I agree with your sentiment. For FOSS to be successful, it needs to focus on UX, and beyond that, on what users expect from a product. It can perform better, be more secure, be absolutely more ethical etc but masses don't choose software like this, it's a means to an end at most.

On the other hand, IRC could easily be just used as an IM backend to a hypothetical FOSS discord alternative. You would press CTRL+V in the client, it would upload your clipboard image to the server, return you an URL, and that would be pasted into the chat box, which would then embed the image. GitHub's editor does this for example and it's a smooth experience, and perfectly compatible with a text-only protocol.


Color me skeptical that being able to have a video or an image show up in the chat is what makes a community.

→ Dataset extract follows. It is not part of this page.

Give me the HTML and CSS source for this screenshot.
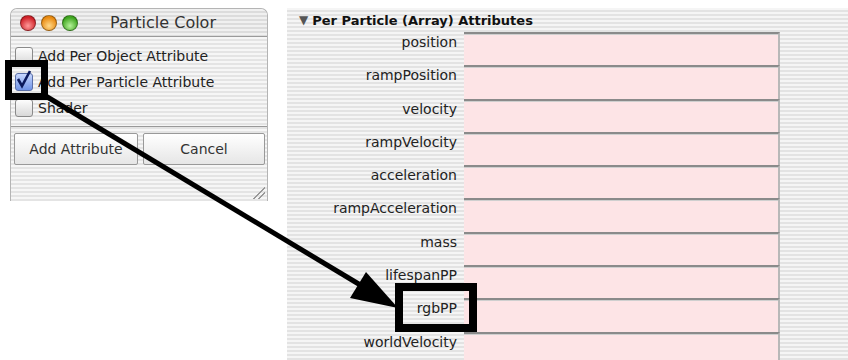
FILE: index.html
```html
<!DOCTYPE html>
<html lang="en">
<head>
    <meta charset="UTF-8">
    <title>Particle Color</title>
    <link rel="stylesheet" href="styles.css">
</head>
<body>
    <div class="page">
        <div class="window">
            <div class="titlebar">
                <span class="light red"></span>
                <span class="light orange"></span>
                <span class="light green"></span>
                <span class="title">Particle Color</span>
            </div>
            <div class="options">
                <label class="option"><span class="box"></span>Add Per Object Attribute</label>
                <label class="option"><span class="box checked"><svg width="18" height="20" viewBox="0 0 18 20"><path d="M3 9 L7 16 L15 1" fill="none" stroke="#0b1a5c" stroke-width="2.6"/></svg></span>Add Per Particle Attribute</label>
                <label class="option"><span class="box"></span>Shader</label>
            </div>
            <div class="buttons">
                <button class="btn add">Add Attribute</button>
                <button class="btn cancel">Cancel</button>
            </div>
            <div class="grip"></div>
        </div>

        <div class="panel">
            <div class="header"><span class="arrow">&#9660;</span>Per Particle (Array) Attributes</div>
            <div class="attrs">
                <div class="name">position</div><div class="field"></div>
                <div class="name">rampPosition</div><div class="field"></div>
                <div class="name">velocity</div><div class="field"></div>
                <div class="name">rampVelocity</div><div class="field"></div>
                <div class="name">acceleration</div><div class="field"></div>
                <div class="name">rampAcceleration</div><div class="field"></div>
                <div class="name">mass</div><div class="field"></div>
                <div class="name">lifespanPP</div><div class="field"></div>
                <div class="name">rgbPP</div><div class="field"></div>
                <div class="name">worldVelocity</div><div class="field"></div>
            </div>
        </div>
    </div>

    <!-- annotation drawn over the screenshot -->
    <svg class="notes" width="848" height="360" viewBox="0 0 848 360">
        <rect x="8.5" y="63.5" width="36" height="33" fill="none" stroke="#000" stroke-width="7"/>
        <line x1="44" y1="95" x2="362" y2="286" stroke="#000" stroke-width="5"/>
        <polygon points="398,308 350,298 366,272" fill="#000"/>
        <rect x="399" y="287" width="74" height="41" fill="none" stroke="#000" stroke-width="8"/>
    </svg>
</body>
</html>
```

FILE: styles.css
```css
body {
    margin: 0;
    background: #fff;
    font-family: "DejaVu Sans", "Liberation Sans", sans-serif;
    color: #222;
    width: 848px;
    height: 360px;
    overflow: hidden;
}
.page {
    display: flex;
    align-items: flex-start;
    padding-top: 8px;
    height: 352px;
}
.window {
    position: relative;
    margin-left: 10px;
    width: 256px;
    height: 192px;
    border: 1px solid #b4b4b4;
    border-bottom: none;
    border-radius: 7px 7px 0 0;
    background: repeating-linear-gradient(#f6f6f6 0 2px, #e4e4e4 2px 4px);
    display: flex;
    flex-direction: column;
}
.titlebar {
    height: 27px;
    border-bottom: 1px solid #9a9a9a;
    display: flex;
    align-items: center;
    padding-left: 9px;
    gap: 5px;
    background: repeating-linear-gradient(#f0f0f0 0 2px, #dcdcdc 2px 4px);
    border-radius: 7px 7px 0 0;
}
.light {
    width: 14px;
    height: 14px;
    border-radius: 50%;
    border: 1px solid rgba(0, 0, 0, 0.35);
}
.red { background: radial-gradient(circle at 50% 70%, #ff9a9a, #d1232a 70%); }
.orange { background: radial-gradient(circle at 50% 70%, #ffd98a, #e98a10 70%); }
.green { background: radial-gradient(circle at 50% 70%, #b6f29a, #3fa61f 70%); }
.title {
    margin-left: 27px;
    font-size: 16px;
    color: #333;
}
.options {
    padding: 6px 0 0 4px;
    height: 78px;
}
.option {
    display: flex;
    align-items: center;
    height: 26px;
    font-size: 14px;
    color: #222;
}
.box {
    position: relative;
    width: 16px;
    height: 16px;
    margin-right: 5px;
    border: 1px solid #8a8a8a;
    border-radius: 3px;
    background: linear-gradient(#fdfdfd, #d8d8d8);
}
.box svg {
    position: absolute;
    left: -1px;
    top: -4px;
}
.box.checked {
    background: linear-gradient(#c8d8ff, #6f93e6);
    border-color: #5a6fa8;
}
.buttons {
    border-top: 1px solid #999;
    margin-top: 5px;
    padding: 6px 0 0 3px;
    display: flex;
    gap: 5px;
}
.btn {
    height: 32px;
    border: 1px solid #999;
    border-radius: 2px;
    background: linear-gradient(#ffffff, #e6e6e6);
    font-family: "DejaVu Sans", sans-serif;
    font-size: 14px;
    color: #333;
    padding: 0;
}
.add { width: 124px; }
.cancel { width: 122px; }
.grip {
    position: absolute;
    right: 2px;
    bottom: 2px;
    width: 14px;
    height: 14px;
    background: linear-gradient(135deg, transparent 55%, #999 55% 62%, transparent 62% 75%, #999 75% 82%, transparent 82%);
}
.panel {
    margin-left: 19px;
    flex: 1;
    height: 352px;
    background: repeating-linear-gradient(#f5f5f5 0 2px, #e3e3e3 2px 4px);
}
.header {
    height: 24px;
    padding-left: 12px;
    font-size: 13px;
    font-weight: bold;
    color: #111;
    display: flex;
    align-items: center;
}
.arrow {
    font-size: 12px;
    color: #555;
    margin-right: 4px;
}
.attrs {
    display: grid;
    grid-template-columns: 177px 316px;
    grid-auto-rows: 33.3px;
}
.name {
    text-align: right;
    padding: 2px 7px 0 0;
    font-size: 14px;
    color: #222;
}
.field {
    background: #fde4e6;
    border-top: 2px solid #8a8a8a;
    border-right: 2px solid #b8b8b8;
    box-shadow: inset 0 1px 0 #cfcfcf;
}
.notes {
    position: absolute;
    left: 0;
    top: 0;
}
```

It can be nice to see videos and images, and it can be annoying. Quite often videos and images dumb down the conversation as people post memes instead of saying anything meaningful.

It can also be handy to see the image right there and not have to click on a link to open it in your web browser to see it, but that just makes the experience a bit more seamless and convenient, and is not something that is going to make or break a community.

Plenty of communities have formed on IRC.. big and small, even without inline images and video.


This sounds like you're limiting the idea of a "community" to something akin to niche FOSS projects, not generalized interests like Discord is more commonly used for. IRC is way less intuitive for building such things, especially for the vast majority of users - who don't even know what IRC is.